Aleksei Ivanov

The Fighting Rivers Historical novel. Ripol Classic. Moscow 2023. 684 pages

Russia at the beginning of the 20th century is a rapidly developing country with a huge advanced river fleet, almost entirely in private hands. This entire complex economic massif was practically blown up by the tragedy of 1917. Not only smaller armored personnel carriers and armored trains fight in the civil war, but also armed ships: tugboats that have been converted into gunboats; ships of the line used as transport ships; barges converted into floating battle batteries. Then in 1918 these river fleets were confiscated by the „constituents“ in Samara, by Trotsky in Nizhny Novgorod, by the rebels in Izhevsk, by the Chekists in Perm.

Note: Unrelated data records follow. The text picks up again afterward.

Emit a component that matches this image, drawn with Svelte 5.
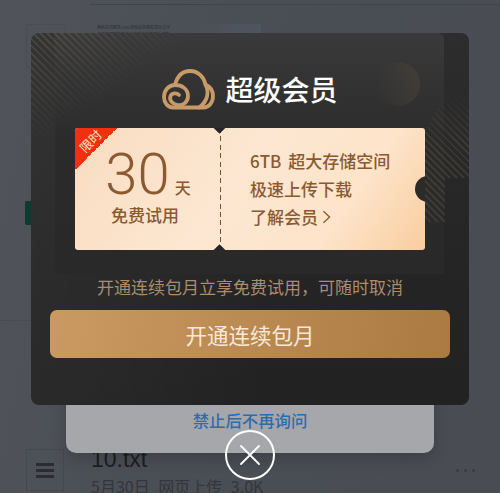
<script>
  const perks = ['6TB 超大存储空间', '极速上传下载'];
</script>

<div class="page">
  <div class="list">
    <div class="row top-row">
      <div class="thumb-box"></div>
      <div class="notice">
        <p>系统会员服务(100)登陆后将推荐显示文字</p>
        <p>文件管理服务条款已更新内容请查看详情</p>
      </div>
      <div class="picture"><span class="green"></span></div>
    </div>
    <div class="row mid-row">
      <span class="tab"></span>
    </div>
    <div class="row mid-row short"></div>
    <div class="row file-row">
      <div class="file-icon">
        <span></span><span></span><span></span>
      </div>
      <div class="file-info">
        <div class="file-name">10.txt</div>
        <div class="file-meta">5月30日 网页上传 3.0K</div>
      </div>
      <div class="more">
        <i></i><i></i><i></i>
      </div>
    </div>
  </div>

  <div class="sheet">
    <span class="forbid">禁止后不再询问</span>
  </div>

  <div class="modal">
    <div class="inner-glow"></div>
    <div class="stripes stripes-left"></div>
    <div class="stripes stripes-right"></div>
    <div class="sun"></div>

    <div class="title">
      <svg class="cloud" viewBox="0 0 53 41" width="53" height="41" fill="none" stroke="#c79a68" stroke-width="3.8" stroke-linecap="round" stroke-linejoin="round">
        <path d="M11 38.5C5.5 38.5 2 33.5 2 28C2 21 7 16 13 16C15 8 20 2 28 2C36 2 42 8 43.5 15.5C48 17.5 51 22 51 27C51 33.5 47 38.5 41 38.5Z" />
        <path d="M13 16C20 16 26 20 26 27C26 33 21 37 15.5 36C10 35 7 31 8.5 27C10 24 14.5 23.5 17 26" />
        <path d="M43.5 15.5C47 22 46.5 32 37 38.5" />
      </svg>
      <span>超级会员</span>
    </div>

    <div class="ticket">
      <div class="ribbon"><span>限时</span></div>
      <div class="stub">
        <div class="amount"><b>30</b><span>天</span></div>
        <div class="trial">免费试用</div>
      </div>
      <div class="perks">
        {#each perks as perk}
          <div>{perk}</div>
        {/each}
        <div class="learn">
          了解会员
          <svg viewBox="0 0 10 16" width="9" height="14" fill="none" stroke="#8b5a30" stroke-width="1.5"><path d="M1.5 1.5L8.5 8L1.5 14.5" /></svg>
        </div>
      </div>
      <span class="notch notch-top"></span>
      <span class="notch notch-bottom"></span>
      <span class="notch-right"></span>
    </div>

    <p class="caption">开通连续包月立享免费试用&#65292;可随时取消</p>
    <button class="open">开通连续包月</button>
  </div>

  <button class="close" aria-label="关闭">
    <svg viewBox="0 0 24 24" width="24" height="24" stroke="#fff" stroke-width="1.8" stroke-linecap="round"><path d="M3 3L21 21M21 3L3 21" /></svg>
  </button>
</div>

<style>
  :global(body) {
    margin: 0;
  }
  .page {
    position: relative;
    width: 500px;
    height: 493px;
    overflow: hidden;
    background: linear-gradient(100deg, #50545a 0%, #4a4e55 40%, #494c53 100%);
    font-family: "Noto Sans CJK SC", "Liberation Sans", sans-serif;
  }

  /* dimmed list behind the dialogs */
  .list {
    padding-top: 4px;
  }
  .row {
    display: flex;
    margin-left: 90px;
    border-top: 1px solid #3f434a;
  }
  .top-row {
    height: 316px;
    gap: 10px;
    padding: 19px 0 0 7px;
    box-sizing: border-box;
  }
  .thumb-box {
    position: absolute;
    left: 26px;
    top: 24px;
    width: 38px;
    height: 42px;
    border: 1px solid #484c53;
  }
  .notice {
    width: 84px;
    font-size: 4px;
    line-height: 7px;
    color: #2c2e33;
  }
  .notice p {
    margin: 0;
    white-space: nowrap;
  }
  .picture {
    position: relative;
    margin-left: 4px;
    width: 66px;
    height: 60px;
    background: linear-gradient(100deg, #4b4f56, #4f5662);
  }
  .green {
    position: absolute;
    left: 17px;
    top: 11px;
    width: 16px;
    height: 16px;
    border-radius: 50%;
    background: #20503a;
  }
  .mid-row {
    height: 22px;
    margin-left: 0;
    position: relative;
    border-top: 1px solid #474b52;
  }
  .tab {
    position: absolute;
    left: 25px;
    top: -120px;
    width: 6px;
    height: 24px;
    border-radius: 2px 0 0 2px;
    background: #0f3a32;
  }
  .short {
    height: 87px;
    margin-left: 90px;
  }
  .file-row {
    margin-left: 0;
    border-top: none;
    padding: 18px 25px 0 26px;
    gap: 27px;
  }
  .file-icon {
    flex: none;
    width: 38px;
    height: 42px;
    border: 1px solid #44484f;
    box-sizing: border-box;
    display: flex;
    flex-direction: column;
    justify-content: center;
    align-items: center;
    gap: 3px;
  }
  .file-icon span {
    width: 18px;
    height: 3px;
    background: #2a2d33;
  }
  .file-info {
    flex: 1;
    margin-top: -4px;
  }
  .file-name {
    font-family: "Liberation Sans", sans-serif;
    font-size: 23px;
    line-height: 28px;
    color: #1c1e22;
  }
  .file-meta {
    margin-top: 1px;
    font-size: 16px;
    line-height: 24px;
    word-spacing: 5px;
    white-space: nowrap;
    color: #34363b;
  }
  .more {
    display: flex;
    gap: 5px;
    padding-top: 20px;
  }
  .more i {
    width: 3px;
    height: 3px;
    border-radius: 50%;
    background: #3a3d43;
  }

  /* system sheet peeking under the promo */
  .sheet {
    position: absolute;
    left: 66px;
    top: 380px;
    width: 368px;
    height: 73px;
    box-sizing: border-box;
    padding-top: 27px;
    border-radius: 0 0 10px 10px;
    background: #a5a7ab;
    box-shadow: 0 6px 16px rgba(0, 0, 0, 0.18);
    text-align: center;
  }
  .forbid {
    font-size: 16.4px;
    font-weight: 500;
    line-height: 26px;
    color: #2f6cab;
  }

  /* promo dialog */
  .modal {
    position: absolute;
    left: 31px;
    top: 33px;
    width: 438px;
    height: 372px;
    overflow: hidden;
    box-sizing: border-box;
    display: flex;
    flex-direction: column;
    align-items: center;
    border-radius: 8px;
    background:
      linear-gradient(90deg, rgba(255, 255, 255, 0.035), transparent 55%),
      linear-gradient(180deg, #2d2d2d 0%, #252525 60%, #222222 100%);
  }
  .inner-glow {
    position: absolute;
    left: 24px;
    top: 0;
    width: 389px;
    height: 241px;
    border-radius: 0 6px 0 0;
    background: linear-gradient(180deg, #3a3a3b 0%, #2b2b2b 45%, #292929 100%);
  }
  .stripes {
    position: absolute;
    background: repeating-linear-gradient(45deg, rgba(190, 165, 125, 0.17) 0 2px, transparent 2px 5px);
  }
  .stripes-left {
    left: 0;
    top: 0;
    width: 170px;
    height: 120px;
    mask-image: linear-gradient(to bottom right, #000 5%, transparent 50%);
  }
  .stripes-right {
    left: 384px;
    top: 59px;
    width: 54px;
    height: 130px;
    opacity: 0.8;
    clip-path: polygon(30px 0, 54px 0, 54px 86px, 30px 86px, 30px 130px, 0 130px, 0 60px);
    mask-image: linear-gradient(180deg, transparent 0, #000 40%, #000 100%);
  }
  .sun {
    position: absolute;
    left: 345px;
    top: 29px;
    width: 44px;
    height: 44px;
    border-radius: 50%;
    background: linear-gradient(90deg, rgba(110, 95, 70, 0), rgba(110, 95, 70, 0.22));
  }
  .title {
    position: relative;
    display: flex;
    align-items: center;
    gap: 10px;
    height: 41px;
    margin-top: 36px;
  }
  .title span {
    font-size: 28px;
    font-weight: 500;
    line-height: 41px;
    color: #fff;
  }
  .ticket {
    position: relative;
    display: flex;
    flex: none;
    width: 350px;
    height: 122px;
    margin-top: 18px;
    overflow: hidden;
    border-radius: 3px;
    background: linear-gradient(125deg, #f8dcc0 0%, #fde7d2 45%, #fde4ca 75%, #f9cd9f 100%);
    color: #8b5a30;
  }
  .ribbon {
    position: absolute;
    left: 0;
    top: 0;
    width: 42px;
    height: 42px;
    background: linear-gradient(135deg, #f0300f 50%, transparent 50%);
  }
  .ribbon span {
    position: absolute;
    left: 3px;
    top: 6px;
    font-size: 12.5px;
    line-height: 14px;
    white-space: nowrap;
    color: #fde6d4;
    transform: rotate(-45deg);
  }
  .stub {
    flex: none;
    display: flex;
    flex-direction: column;
    align-items: center;
    width: 146px;
    box-sizing: border-box;
    padding: 16px 6px 0 0;
    background: repeating-linear-gradient(180deg, #7b5230 0 5px, transparent 5px 8.4px) right / 1.5px 100% no-repeat;
  }
  .amount {
    display: flex;
    align-items: baseline;
    gap: 5px;
    height: 58px;
    line-height: 60px;
    padding-left: 6px;
  }
  .amount b {
    font-family: "Roboto", "Liberation Sans", sans-serif;
    font-weight: 300;
    font-size: 58px;
  }
  .amount span {
    font-size: 16px;
    font-weight: 500;
  }
  .trial {
    margin-top: 0;
    font-size: 17px;
    font-weight: 500;
    line-height: 26px;
  }
  .perks {
    flex: 1;
    padding: 19px 0 0 29px;
    font-size: 17px;
    font-weight: 500;
    line-height: 28px;
    word-spacing: 3px;
    white-space: nowrap;
  }
  .learn {
    display: flex;
    align-items: center;
    gap: 4px;
  }
  .notch {
    position: absolute;
    left: 140px;
    width: 9px;
    height: 9px;
    background: #262626;
    transform: rotate(45deg);
  }
  .notch-top {
    top: -5px;
  }
  .notch-bottom {
    bottom: -5px;
  }
  .notch-right {
    position: absolute;
    right: -16px;
    top: 48px;
    width: 26px;
    height: 26px;
    border-radius: 50%;
    background: #2b2b2a;
  }
  .caption {
    position: relative;
    margin: 24px 0 0;
    font-size: 17px;
    line-height: 26px;
    color: #ab8d6e;
  }
  .open {
    position: relative;
    flex: none;
    width: 400px;
    height: 48px;
    margin-top: 10px;
    border: none;
    border-radius: 7px;
    background: linear-gradient(100deg, #cb9a63, #ab7a42);
    font-family: inherit;
    font-size: 21.5px;
    color: #f8e8d6;
  }
  .close {
    position: absolute;
    left: 225px;
    top: 430px;
    width: 50px;
    height: 50px;
    padding: 0;
    display: flex;
    align-items: center;
    justify-content: center;
    border: 2px solid #fff;
    border-radius: 50%;
    background: transparent;
    box-sizing: border-box;
  }
</style>
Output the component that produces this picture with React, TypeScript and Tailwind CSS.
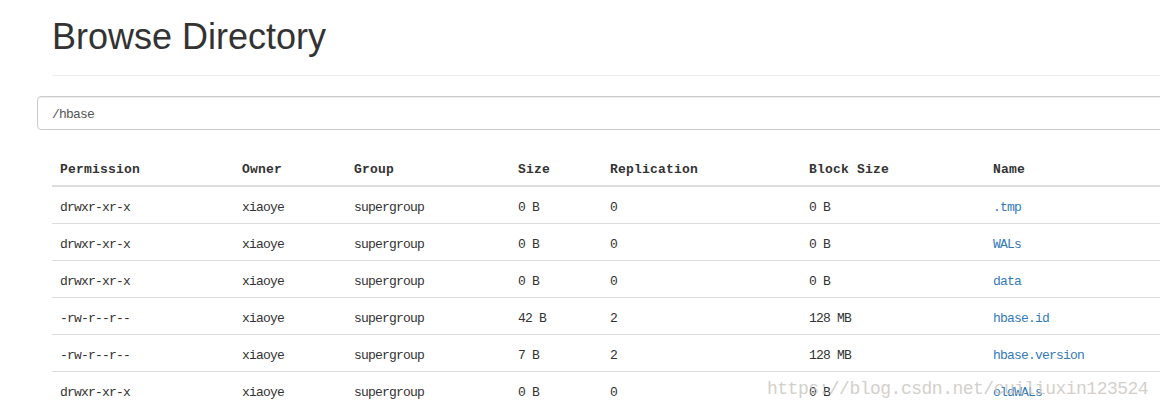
import React from "react";

const rows = [
  ["drwxr-xr-x", "xiaoye", "supergroup", "0 B", "0", "0 B", ".tmp"],
  ["drwxr-xr-x", "xiaoye", "supergroup", "0 B", "0", "0 B", "WALs"],
  ["drwxr-xr-x", "xiaoye", "supergroup", "0 B", "0", "0 B", "data"],
  ["-rw-r--r--", "xiaoye", "supergroup", "42 B", "2", "128 MB", "hbase.id"],
  ["-rw-r--r--", "xiaoye", "supergroup", "7 B", "2", "128 MB", "hbase.version"],
  ["drwxr-xr-x", "xiaoye", "supergroup", "0 B", "0", "0 B", "oldWALs"],
];

const headers = ["Permission", "Owner", "Group", "Size", "Replication", "Block Size", "Name"];

const cols = "grid grid-cols-[182px_112px_164px_92px_199px_184px_1fr]";
const mono = "font-['Liberation_Mono',monospace] text-[13px] tracking-[-0.8px]";

export default function App() {
  return (
    <div className="relative w-[1160px] h-[411px] overflow-hidden bg-white text-[#333]">
      <div className="ml-[52px] pt-[17px] pb-[18px] border-b border-[#eee]">
        <h1 className="font-['Liberation_Sans',Arial,sans-serif] text-[36px] leading-[40px] font-normal text-[#333]">
          Browse Directory
        </h1>
      </div>

      <div className="mt-[20px] ml-[37px] w-[1140px] h-[34px] border border-[#ccc] rounded-[4px] shadow-[inset_0_1px_1px_rgba(0,0,0,0.075)] flex items-center pl-[14px] pt-[3px]">
        <span className={`${mono} text-[#555]`}>/hbase</span>
      </div>

      <div className="mt-[19px] ml-[52px]">
        <div className={`${cols} border-b-2 border-[#ddd]`}>
          {headers.map((h) => (
            <div
              key={h}
              className="px-[8px] pt-[11px] pb-[5px] leading-[20px] font-['Liberation_Mono',monospace] text-[13px] font-bold tracking-[0.2px] text-[#333]"
            >
              {h}
            </div>
          ))}
        </div>
        {rows.map((r, i) => (
          <div key={i} className={`${cols} ${i > 0 ? "border-t border-[#ddd]" : ""}`}>
            {r.map((c, j) => (
              <div key={j} className={`px-[8px] pt-[11px] pb-[5px] leading-[20px] ${mono}`}>
                {j === 6 ? (
                  <a href="#" className="text-[#337ab7] no-underline">
                    {c}
                  </a>
                ) : (
                  <span className="text-[#333]">{c}</span>
                )}
              </div>
            ))}
          </div>
        ))}
      </div>

      <div className="absolute left-[767px] top-[377px] font-['Liberation_Mono',monospace] text-[18px] tracking-[-0.5px] leading-[24px] text-[#c9c5bf] opacity-80 pointer-events-none whitespace-nowrap">
        https://blog.csdn.net/cuiliuxin123524
      </div>
    </div>
  );
}
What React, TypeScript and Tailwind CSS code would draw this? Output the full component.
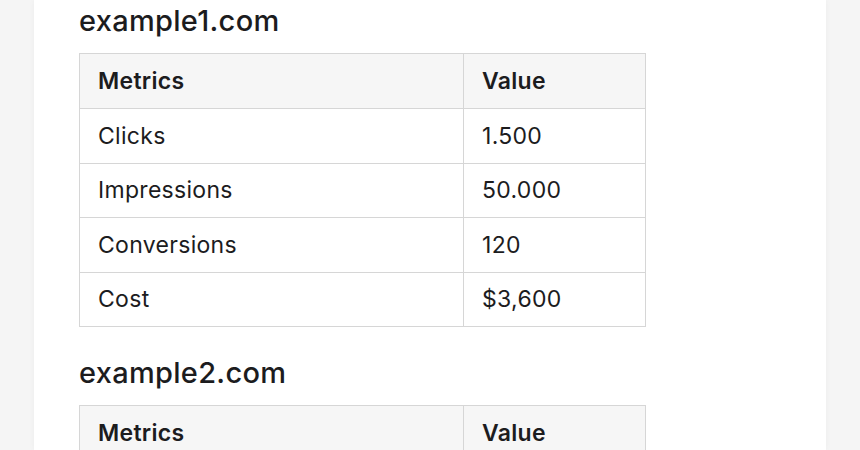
const SITES = [
  {
    name: "example1.com",
    rows: [
      ["Clicks", "1.500"],
      ["Impressions", "50.000"],
      ["Conversions", "120"],
      ["Cost", "$3,600"],
    ],
  },
  {
    name: "example2.com",
    rows: [
      ["Clicks", "980"],
      ["Impressions", "32.000"],
      ["Conversions", "75"],
      ["Cost", "$2,100"],
    ],
  },
];

export default function App() {
  return (
    <div className="h-[450px] overflow-hidden bg-[#f5f5f5] font-['Inter',sans-serif] text-[#1c1c1e]">
      <main className="mx-[34px] h-full bg-white px-[45px] pt-[4px] shadow-[0_0_6px_rgba(0,0,0,0.04)]">
        {SITES.map((site) => (
          <section key={site.name} className="mb-[29px]">
            <h2 className="mb-[15px] text-[29px] leading-[34px] font-medium tracking-[0.3px]">{site.name}</h2>
            <table className="w-[567px] border-collapse text-[23px] tracking-[0.3px]">
              <thead>
                <tr className="bg-[#f6f6f6]">
                  <th className="h-[55px] w-[384px] border border-[#d6d6d6] pl-[18px] text-left font-semibold">Metrics</th>
                  <th className="h-[55px] border border-[#d6d6d6] pl-[18px] text-left font-semibold">Value</th>
                </tr>
              </thead>
              <tbody>
                {site.rows.map(([metric, value]) => (
                  <tr key={metric}>
                    <td className="h-[54.5px] border border-[#d6d6d6] pl-[18px]">{metric}</td>
                    <td className="h-[54.5px] border border-[#d6d6d6] pl-[18px]">{value}</td>
                  </tr>
                ))}
              </tbody>
            </table>
          </section>
        ))}
      </main>
    </div>
  );
}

A technical revolution is also raging in the world as steam engines begin to compete with diesel engines. The Russian confrontation between the Reds and Whites is permeated by a fierce struggle between the leaders of oil production - the British concern Shell and the Russian company of the Nobel brothers. War is being waged by people, technology and capital. In the bloody and burning storm, the river boatmen are sometimes on the side of the Reds, sometimes on the side of the Whites, and are forced to shoot at those who are actually comrades in the real main occupation of their lives. They must sink steamers - glory and pride of river navigation. How does one maintain a moral conscience in the midst of such a catastrophe? How do you save those you love, who have confided in you? How to protect progress indifferent to social struggles? There, on the decks of the river steamers, the captains search for an honest path to the future. There the so-called little man shows greater strength than his huge and mighty ship.

The main plot happens within one and a half years only, during the odyssey of the smuggler „Levshino“, who in the battles on the Kama River in 1918-1919 has enough time to fight for the Reds, the Whites, the Greens and for himself. Everything begins in Perm, everything will end in Perm. On the one hand brother against brother, neighbor against neighbor. On the other hand, society is extremely atomized, guild and friendship ties make every effort, but there is no longer any class or regional solidarity between people. And in fact nobody has any ideology. Those who went to war voluntarily fight either because war can bring glory and career prospects, or because there can be looting and killing. The rest, including many military leaders, fight simply because of the circumstances: they were mobilized, ordered to command the fleet, and sent to the front with their ship. The population is not completely mute, they scold, but are weak-willed.

A novel about a seemingly distant war. But under the magnifying glass of Ivanov‘s prose we see a truth hidden deep within that extends to contemporary Russia.

Despite the outwardly cruelty of the novel, it is full of emotions and human experiences. Partly because of this, but also because of the volume, the number of characters, the appeal of historical figures from Admiral Kolchak to Larisa Reisner, the novel inevitably begs to be compared to „War and Peace“ and „The Quiet Don“. Surely there will be readers who will flip through „Peace and Love“ and readers who will rush to get through „War and Battles“ as quickly as possible. Only neither Tolstoy nor Sholokhov had such fabulous descriptions of steel colossuses, their engines, their movement through the water. There was no admiration for the entrepreneurs of that time. Progress is not technology, progress is a state of mind. It doesn‘t work without people - without entrepreneurs, engineers and inventors and also not without those who work with the machines - like Ivan Nerechtin, and those who care about the safety of technology - like Khamzat Mammadov. And not without those who are willing to give their lives so that the world can go on and their loved ones can go on. Because progress, as Ivanov writes, is belief in the future.